• PROVIDED DATA:
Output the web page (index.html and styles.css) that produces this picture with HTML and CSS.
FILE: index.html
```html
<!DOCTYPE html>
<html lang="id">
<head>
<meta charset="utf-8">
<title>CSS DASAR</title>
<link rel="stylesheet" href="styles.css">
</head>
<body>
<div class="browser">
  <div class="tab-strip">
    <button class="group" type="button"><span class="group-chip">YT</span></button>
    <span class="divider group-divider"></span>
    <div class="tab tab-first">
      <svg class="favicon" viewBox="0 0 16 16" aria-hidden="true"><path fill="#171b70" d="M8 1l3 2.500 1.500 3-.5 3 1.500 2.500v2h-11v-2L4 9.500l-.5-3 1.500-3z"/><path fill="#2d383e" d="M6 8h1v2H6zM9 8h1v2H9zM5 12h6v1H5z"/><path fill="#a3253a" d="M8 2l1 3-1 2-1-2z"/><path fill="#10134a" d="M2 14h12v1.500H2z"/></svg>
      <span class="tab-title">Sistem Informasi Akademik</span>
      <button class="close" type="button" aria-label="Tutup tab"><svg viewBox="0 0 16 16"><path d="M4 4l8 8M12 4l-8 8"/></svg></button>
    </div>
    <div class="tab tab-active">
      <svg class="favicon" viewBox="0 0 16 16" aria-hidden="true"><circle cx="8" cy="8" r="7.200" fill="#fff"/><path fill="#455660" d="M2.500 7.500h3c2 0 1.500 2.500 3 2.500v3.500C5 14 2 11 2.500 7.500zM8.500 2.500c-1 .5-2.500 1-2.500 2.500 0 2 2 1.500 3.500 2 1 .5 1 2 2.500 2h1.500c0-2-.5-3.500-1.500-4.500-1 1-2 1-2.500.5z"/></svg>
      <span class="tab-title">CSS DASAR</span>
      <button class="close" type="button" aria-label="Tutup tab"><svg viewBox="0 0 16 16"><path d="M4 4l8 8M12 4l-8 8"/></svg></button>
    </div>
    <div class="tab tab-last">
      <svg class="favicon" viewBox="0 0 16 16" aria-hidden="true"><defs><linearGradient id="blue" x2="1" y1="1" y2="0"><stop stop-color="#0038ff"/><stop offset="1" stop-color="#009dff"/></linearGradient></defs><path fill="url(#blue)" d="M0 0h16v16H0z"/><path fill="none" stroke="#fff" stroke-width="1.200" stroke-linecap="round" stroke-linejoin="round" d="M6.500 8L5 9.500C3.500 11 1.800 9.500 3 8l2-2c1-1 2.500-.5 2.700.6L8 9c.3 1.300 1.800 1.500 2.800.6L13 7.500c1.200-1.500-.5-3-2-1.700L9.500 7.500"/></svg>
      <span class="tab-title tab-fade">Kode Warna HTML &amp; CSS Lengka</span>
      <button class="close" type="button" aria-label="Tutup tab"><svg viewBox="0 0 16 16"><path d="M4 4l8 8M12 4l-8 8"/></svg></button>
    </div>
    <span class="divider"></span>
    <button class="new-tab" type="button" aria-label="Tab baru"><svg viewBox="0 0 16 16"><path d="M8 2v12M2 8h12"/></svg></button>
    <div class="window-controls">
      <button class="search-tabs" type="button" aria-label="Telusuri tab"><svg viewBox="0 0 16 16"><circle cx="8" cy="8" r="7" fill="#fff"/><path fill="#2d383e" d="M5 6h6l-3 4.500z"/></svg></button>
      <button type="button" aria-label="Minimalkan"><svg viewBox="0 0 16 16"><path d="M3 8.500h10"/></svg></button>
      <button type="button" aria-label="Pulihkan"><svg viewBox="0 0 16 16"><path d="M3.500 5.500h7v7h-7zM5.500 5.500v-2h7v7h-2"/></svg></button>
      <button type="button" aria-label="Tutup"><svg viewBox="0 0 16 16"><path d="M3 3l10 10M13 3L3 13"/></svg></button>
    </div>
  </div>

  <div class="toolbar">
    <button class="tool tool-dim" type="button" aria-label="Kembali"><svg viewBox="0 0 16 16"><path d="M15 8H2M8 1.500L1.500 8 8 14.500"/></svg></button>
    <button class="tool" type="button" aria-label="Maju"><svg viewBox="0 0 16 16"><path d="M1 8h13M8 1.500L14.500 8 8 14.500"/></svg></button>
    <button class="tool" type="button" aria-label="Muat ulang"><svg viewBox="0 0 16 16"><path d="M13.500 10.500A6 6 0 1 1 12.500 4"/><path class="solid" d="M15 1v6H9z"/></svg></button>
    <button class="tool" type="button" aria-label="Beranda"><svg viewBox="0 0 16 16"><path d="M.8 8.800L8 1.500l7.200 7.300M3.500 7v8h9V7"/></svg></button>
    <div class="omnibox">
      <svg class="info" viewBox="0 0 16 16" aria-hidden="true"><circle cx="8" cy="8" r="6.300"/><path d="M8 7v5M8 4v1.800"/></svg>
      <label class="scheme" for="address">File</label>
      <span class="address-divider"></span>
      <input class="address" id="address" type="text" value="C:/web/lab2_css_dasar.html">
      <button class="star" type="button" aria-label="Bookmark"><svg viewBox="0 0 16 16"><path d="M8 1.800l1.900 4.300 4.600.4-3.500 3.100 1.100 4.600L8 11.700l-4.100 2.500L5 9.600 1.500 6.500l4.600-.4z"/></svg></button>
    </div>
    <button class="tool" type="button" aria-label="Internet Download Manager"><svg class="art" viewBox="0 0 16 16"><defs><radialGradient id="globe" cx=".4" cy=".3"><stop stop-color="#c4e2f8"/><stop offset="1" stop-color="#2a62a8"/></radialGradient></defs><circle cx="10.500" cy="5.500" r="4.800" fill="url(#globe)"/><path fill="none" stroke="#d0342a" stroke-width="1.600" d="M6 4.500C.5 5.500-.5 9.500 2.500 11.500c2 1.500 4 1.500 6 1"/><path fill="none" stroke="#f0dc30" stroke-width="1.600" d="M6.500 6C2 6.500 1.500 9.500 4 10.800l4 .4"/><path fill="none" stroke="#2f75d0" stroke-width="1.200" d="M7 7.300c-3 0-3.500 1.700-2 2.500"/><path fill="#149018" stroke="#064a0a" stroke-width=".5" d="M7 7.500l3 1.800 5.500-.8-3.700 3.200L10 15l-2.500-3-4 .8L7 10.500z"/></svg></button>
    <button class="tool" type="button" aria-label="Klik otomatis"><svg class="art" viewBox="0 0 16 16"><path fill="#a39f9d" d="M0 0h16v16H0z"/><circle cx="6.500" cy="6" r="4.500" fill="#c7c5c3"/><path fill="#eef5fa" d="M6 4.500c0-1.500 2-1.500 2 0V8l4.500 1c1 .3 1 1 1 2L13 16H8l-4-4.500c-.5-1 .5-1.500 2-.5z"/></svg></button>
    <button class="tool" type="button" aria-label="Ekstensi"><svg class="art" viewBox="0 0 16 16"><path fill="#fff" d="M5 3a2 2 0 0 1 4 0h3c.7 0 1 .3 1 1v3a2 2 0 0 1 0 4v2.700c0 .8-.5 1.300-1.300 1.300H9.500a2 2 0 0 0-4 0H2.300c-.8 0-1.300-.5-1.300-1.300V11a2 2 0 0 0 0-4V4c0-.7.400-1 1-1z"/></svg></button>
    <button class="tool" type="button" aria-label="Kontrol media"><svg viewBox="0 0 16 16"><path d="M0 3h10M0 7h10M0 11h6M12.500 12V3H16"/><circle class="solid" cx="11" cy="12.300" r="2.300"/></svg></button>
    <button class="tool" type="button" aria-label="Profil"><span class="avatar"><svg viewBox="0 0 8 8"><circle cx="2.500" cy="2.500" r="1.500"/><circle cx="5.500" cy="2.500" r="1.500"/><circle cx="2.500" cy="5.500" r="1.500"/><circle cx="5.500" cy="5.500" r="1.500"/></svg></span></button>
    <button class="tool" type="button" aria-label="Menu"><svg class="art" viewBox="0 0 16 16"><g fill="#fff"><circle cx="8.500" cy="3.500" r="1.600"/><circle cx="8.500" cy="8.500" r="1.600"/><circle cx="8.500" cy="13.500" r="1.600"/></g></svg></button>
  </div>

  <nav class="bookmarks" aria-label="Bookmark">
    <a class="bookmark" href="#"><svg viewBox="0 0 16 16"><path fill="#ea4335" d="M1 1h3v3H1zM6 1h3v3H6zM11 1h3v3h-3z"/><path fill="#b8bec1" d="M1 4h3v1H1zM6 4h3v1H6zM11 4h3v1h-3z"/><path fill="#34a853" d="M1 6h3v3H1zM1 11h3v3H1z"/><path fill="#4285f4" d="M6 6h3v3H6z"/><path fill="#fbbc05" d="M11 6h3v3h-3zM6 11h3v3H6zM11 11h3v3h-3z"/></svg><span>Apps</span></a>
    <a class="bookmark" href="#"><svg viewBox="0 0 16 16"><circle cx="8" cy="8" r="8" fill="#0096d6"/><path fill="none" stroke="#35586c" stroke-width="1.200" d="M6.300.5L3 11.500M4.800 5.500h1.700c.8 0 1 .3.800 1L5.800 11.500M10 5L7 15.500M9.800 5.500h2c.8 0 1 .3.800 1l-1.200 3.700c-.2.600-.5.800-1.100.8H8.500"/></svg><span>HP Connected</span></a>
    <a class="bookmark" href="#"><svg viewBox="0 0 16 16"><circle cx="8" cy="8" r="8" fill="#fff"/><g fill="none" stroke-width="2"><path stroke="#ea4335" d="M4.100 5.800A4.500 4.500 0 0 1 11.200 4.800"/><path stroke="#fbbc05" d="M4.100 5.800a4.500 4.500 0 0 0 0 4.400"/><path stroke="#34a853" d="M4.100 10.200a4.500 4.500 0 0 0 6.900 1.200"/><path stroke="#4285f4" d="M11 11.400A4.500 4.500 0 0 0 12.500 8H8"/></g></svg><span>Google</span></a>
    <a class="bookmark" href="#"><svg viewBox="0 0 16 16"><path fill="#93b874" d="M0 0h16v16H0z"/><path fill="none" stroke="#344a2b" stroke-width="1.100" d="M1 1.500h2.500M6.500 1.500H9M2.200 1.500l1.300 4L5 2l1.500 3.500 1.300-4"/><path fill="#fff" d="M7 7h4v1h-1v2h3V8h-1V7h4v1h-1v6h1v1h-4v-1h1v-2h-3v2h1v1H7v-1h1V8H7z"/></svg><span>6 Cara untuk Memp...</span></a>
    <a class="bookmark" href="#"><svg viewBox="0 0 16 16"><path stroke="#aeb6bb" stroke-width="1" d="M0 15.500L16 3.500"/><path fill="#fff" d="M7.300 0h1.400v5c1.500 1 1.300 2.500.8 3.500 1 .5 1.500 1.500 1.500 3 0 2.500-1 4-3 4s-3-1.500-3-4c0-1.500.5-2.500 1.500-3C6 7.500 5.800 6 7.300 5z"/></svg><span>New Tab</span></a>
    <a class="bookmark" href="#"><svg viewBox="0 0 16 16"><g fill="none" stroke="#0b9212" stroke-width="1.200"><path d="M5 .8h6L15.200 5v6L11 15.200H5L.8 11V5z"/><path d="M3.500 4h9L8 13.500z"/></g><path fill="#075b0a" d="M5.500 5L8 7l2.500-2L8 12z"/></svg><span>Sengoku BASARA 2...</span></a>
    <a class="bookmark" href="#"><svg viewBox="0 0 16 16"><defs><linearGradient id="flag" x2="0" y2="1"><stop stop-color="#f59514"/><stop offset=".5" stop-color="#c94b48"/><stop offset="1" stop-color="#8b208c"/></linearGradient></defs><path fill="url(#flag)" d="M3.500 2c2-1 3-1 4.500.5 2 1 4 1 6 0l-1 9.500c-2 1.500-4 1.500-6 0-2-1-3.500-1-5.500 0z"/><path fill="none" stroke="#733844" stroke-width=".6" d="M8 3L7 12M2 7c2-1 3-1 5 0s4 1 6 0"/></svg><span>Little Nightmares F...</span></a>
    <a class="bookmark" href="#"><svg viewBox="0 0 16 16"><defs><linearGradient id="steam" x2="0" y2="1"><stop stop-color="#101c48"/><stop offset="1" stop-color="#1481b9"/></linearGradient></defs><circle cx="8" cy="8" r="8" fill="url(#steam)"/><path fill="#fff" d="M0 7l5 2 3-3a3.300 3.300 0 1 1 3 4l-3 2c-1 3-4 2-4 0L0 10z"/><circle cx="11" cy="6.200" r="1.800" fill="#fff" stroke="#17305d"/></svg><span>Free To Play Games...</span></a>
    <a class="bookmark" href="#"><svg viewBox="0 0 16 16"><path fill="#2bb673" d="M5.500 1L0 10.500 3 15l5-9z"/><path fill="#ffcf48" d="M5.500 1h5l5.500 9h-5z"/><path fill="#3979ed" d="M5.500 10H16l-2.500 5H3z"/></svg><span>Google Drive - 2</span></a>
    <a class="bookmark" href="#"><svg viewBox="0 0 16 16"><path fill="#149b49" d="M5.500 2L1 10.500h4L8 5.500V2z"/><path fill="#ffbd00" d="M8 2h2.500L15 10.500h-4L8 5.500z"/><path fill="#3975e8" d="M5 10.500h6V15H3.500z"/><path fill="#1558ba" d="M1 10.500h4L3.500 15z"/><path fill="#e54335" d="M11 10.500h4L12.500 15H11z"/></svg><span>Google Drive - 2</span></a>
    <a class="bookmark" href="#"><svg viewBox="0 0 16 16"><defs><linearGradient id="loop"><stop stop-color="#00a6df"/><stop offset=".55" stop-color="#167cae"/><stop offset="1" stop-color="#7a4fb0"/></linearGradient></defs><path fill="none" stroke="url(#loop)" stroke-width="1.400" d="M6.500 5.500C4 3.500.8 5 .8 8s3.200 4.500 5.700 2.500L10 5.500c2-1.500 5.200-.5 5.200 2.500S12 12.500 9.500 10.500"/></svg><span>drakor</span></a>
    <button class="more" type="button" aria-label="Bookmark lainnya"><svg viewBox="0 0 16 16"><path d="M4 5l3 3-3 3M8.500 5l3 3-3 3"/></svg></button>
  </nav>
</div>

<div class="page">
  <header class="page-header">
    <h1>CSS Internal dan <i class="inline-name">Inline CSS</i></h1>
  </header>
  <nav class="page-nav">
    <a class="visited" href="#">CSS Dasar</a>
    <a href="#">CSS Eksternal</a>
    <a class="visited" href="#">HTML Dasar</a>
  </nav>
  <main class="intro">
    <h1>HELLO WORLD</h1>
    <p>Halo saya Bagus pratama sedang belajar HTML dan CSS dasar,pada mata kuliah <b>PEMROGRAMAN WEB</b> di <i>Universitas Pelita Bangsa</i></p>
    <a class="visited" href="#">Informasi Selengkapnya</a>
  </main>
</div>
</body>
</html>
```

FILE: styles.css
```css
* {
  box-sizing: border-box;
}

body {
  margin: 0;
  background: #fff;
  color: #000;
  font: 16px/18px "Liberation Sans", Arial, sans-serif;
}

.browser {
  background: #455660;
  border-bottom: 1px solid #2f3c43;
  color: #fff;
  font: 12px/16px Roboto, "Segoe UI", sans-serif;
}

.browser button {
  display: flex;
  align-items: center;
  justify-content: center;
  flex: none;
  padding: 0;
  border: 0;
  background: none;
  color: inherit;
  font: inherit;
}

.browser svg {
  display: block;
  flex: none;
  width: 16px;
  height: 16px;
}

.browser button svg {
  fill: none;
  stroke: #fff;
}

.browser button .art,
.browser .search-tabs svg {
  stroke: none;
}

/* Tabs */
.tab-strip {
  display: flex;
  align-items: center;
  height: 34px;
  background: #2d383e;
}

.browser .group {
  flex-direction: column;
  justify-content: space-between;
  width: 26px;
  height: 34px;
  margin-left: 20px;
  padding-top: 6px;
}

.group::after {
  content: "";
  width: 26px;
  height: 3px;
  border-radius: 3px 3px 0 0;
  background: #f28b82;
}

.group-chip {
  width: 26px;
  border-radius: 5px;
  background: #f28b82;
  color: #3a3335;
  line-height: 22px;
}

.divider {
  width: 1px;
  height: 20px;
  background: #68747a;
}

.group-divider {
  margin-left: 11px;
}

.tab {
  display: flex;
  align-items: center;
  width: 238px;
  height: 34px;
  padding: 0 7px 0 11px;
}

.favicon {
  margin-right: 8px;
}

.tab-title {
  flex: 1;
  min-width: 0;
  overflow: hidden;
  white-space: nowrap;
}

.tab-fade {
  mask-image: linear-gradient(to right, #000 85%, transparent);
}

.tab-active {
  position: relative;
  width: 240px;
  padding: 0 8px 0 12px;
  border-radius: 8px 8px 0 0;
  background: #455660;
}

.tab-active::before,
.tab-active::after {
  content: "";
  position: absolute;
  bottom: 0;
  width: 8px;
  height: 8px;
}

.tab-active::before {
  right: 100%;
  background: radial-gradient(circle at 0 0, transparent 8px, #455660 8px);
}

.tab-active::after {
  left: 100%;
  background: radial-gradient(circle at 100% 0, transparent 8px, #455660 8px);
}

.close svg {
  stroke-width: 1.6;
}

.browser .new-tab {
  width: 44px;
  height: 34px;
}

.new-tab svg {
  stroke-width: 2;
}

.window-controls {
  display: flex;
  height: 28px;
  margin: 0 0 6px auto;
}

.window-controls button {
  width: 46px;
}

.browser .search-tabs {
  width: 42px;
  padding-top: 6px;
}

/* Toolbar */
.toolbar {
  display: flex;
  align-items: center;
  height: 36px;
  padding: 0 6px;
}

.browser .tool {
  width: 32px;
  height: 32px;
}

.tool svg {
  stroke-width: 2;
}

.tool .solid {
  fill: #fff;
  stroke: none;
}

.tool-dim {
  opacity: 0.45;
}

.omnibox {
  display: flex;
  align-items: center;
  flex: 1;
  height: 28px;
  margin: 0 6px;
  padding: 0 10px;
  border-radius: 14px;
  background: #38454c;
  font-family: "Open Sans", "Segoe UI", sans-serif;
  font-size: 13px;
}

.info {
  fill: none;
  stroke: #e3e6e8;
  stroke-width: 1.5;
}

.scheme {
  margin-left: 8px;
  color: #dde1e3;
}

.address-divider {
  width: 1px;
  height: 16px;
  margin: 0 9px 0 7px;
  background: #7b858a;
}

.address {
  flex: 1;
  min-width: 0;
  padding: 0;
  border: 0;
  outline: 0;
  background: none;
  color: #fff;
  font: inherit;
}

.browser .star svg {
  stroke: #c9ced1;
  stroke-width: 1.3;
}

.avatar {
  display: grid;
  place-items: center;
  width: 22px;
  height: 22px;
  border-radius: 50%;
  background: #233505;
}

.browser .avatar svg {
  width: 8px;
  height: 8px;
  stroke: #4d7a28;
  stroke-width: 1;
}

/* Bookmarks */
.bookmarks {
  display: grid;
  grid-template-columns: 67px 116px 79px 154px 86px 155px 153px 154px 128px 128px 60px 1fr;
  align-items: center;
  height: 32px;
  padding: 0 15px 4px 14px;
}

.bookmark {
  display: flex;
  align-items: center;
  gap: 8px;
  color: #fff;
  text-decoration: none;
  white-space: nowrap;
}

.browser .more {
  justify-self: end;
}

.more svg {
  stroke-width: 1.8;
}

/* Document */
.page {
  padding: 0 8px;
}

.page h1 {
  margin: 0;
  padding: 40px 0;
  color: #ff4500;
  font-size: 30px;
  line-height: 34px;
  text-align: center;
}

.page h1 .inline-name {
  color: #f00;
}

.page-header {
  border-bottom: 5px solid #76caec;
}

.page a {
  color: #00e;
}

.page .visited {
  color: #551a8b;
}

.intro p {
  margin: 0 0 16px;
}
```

• EXERCISE OBJECTIVE: Count how many lines of the data include the word "styles". Your reply should be that number alone.

• RESPONSE TO THE EXERCISE: 3